2013-03-28 Thread Jeremy Chadwick
On Wed, Mar 27, 2013 at 10:39:16PM -0700, Unga wrote:
  I think you may be reading too much into the malloc manpage.? When it
  mentions the use of per-thread small-object caches to avoid locking it's
  talking about performance, not thread safety.? Allocations of all sizes
  are thread-safe, the library just assumes that huge allocations are rare
  enough that it doesn't use extra per-thread resources to avoid locking
  for them, it just uses locking for huge blocks.
  
  -- Ian
 
 Good to note all allocations are thread safe in FreeBSD. Is it by some
 standard that malloc should be thread safe regardless the OS (BSDs,
 Linux, Windows, Android, etc)?

The Internet is sometimes a useful resource.
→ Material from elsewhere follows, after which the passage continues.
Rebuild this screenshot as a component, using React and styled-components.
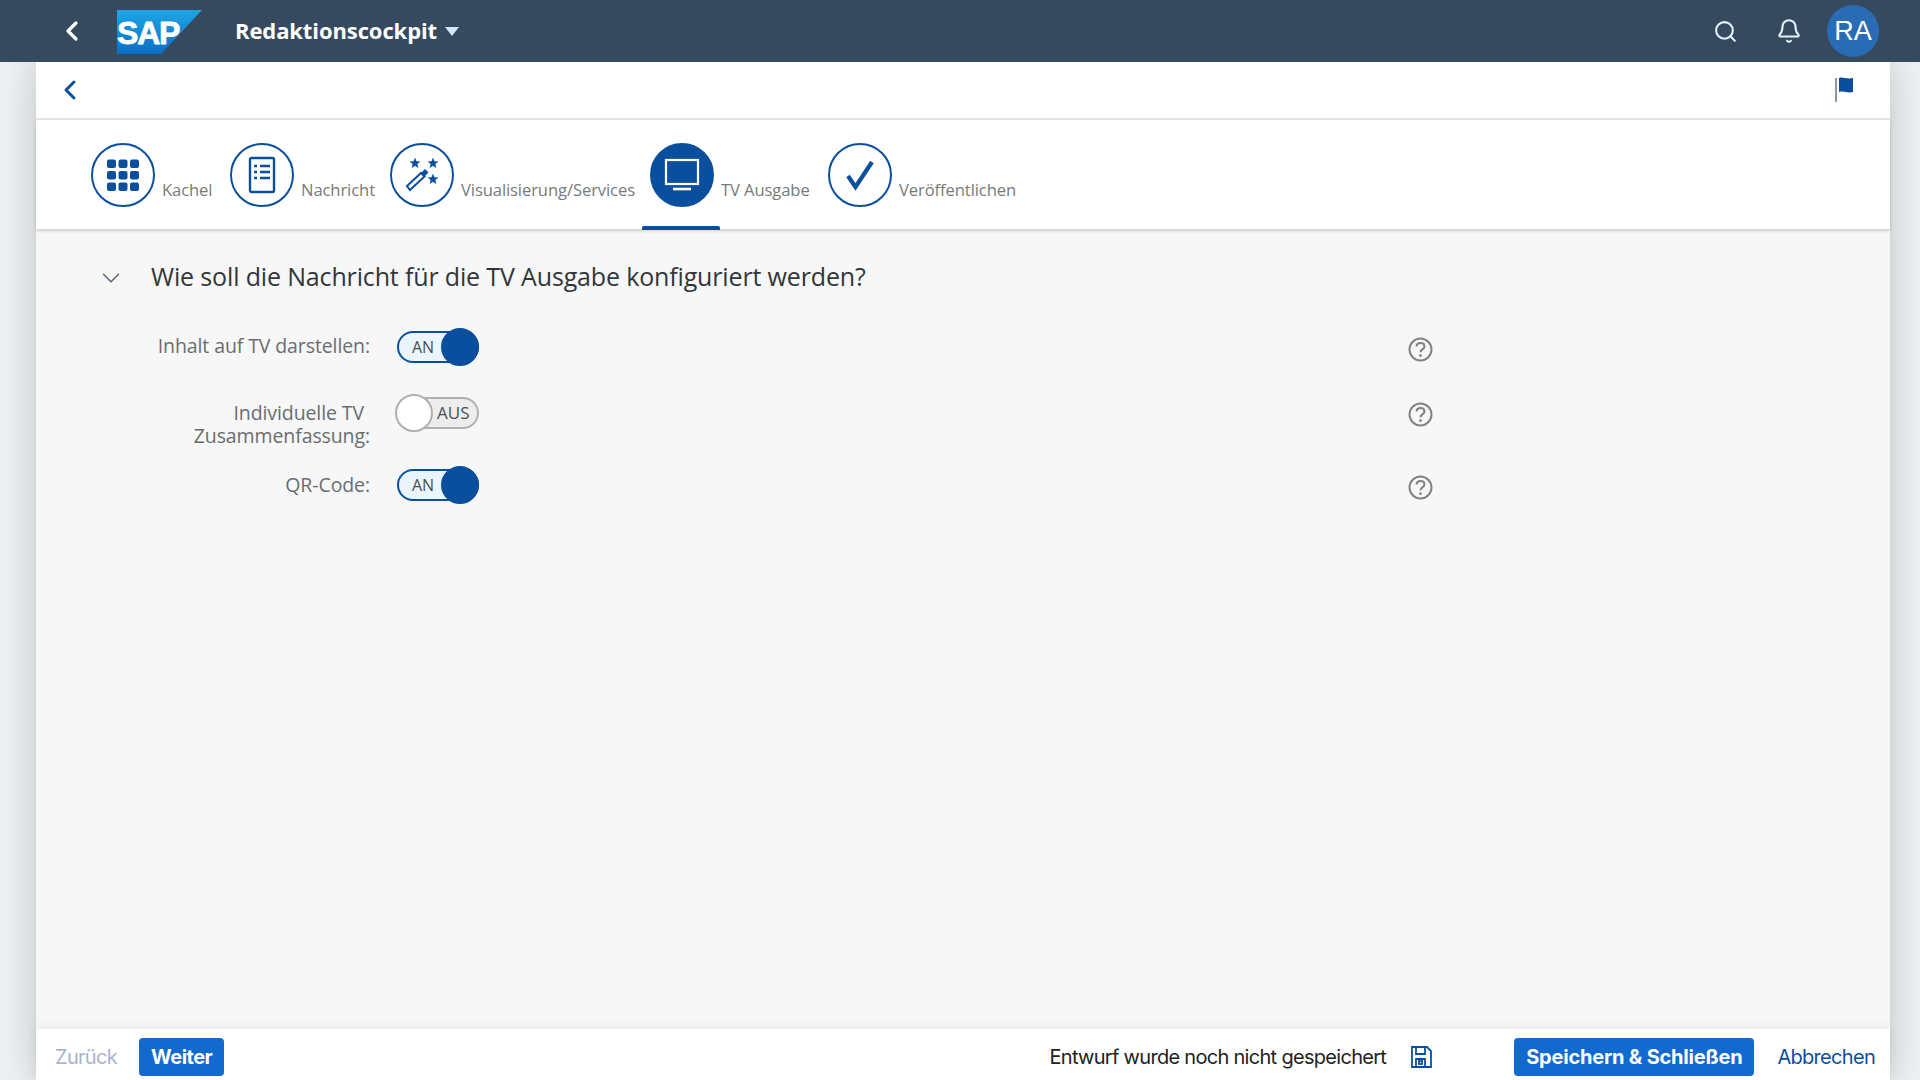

http://stackoverflow.com/questions/855763/malloc-thread-safe
http://stackoverflow.com/questions/987444/about-thread-safety-in-malloc-and-free
http://msdn.microsoft.com/en-us/library/ms235505.aspx
http://msdn.microsoft.com/en-us/library/abx4dbyh.aspx

On the BSDs, with gcc -pthread you should be fine.  Don't ask me about
Clang/LLVM.

On Linux, glibc's routines are apparently thread-safe barring if the
software was built with -DNO_THREADS (which seems very unlikely given
the risks).  Android is Linux.

On Windows, assuming you're using CRT libraries, the routines are
thread-safe.  I get the impression the threaded library versions are
also thread-safe for their *alloc equivalents.  I believe HeapAlloc is
thread-safe, and am pretty sure Global* is thread-safe (barring very
very old Wine environments).

Solaris's routines are also thread-safe, barring you're using standard
malloc and not mtmalloc or ptmalloc or libumem (try searching the web
for things like Solaris mtmalloc and read).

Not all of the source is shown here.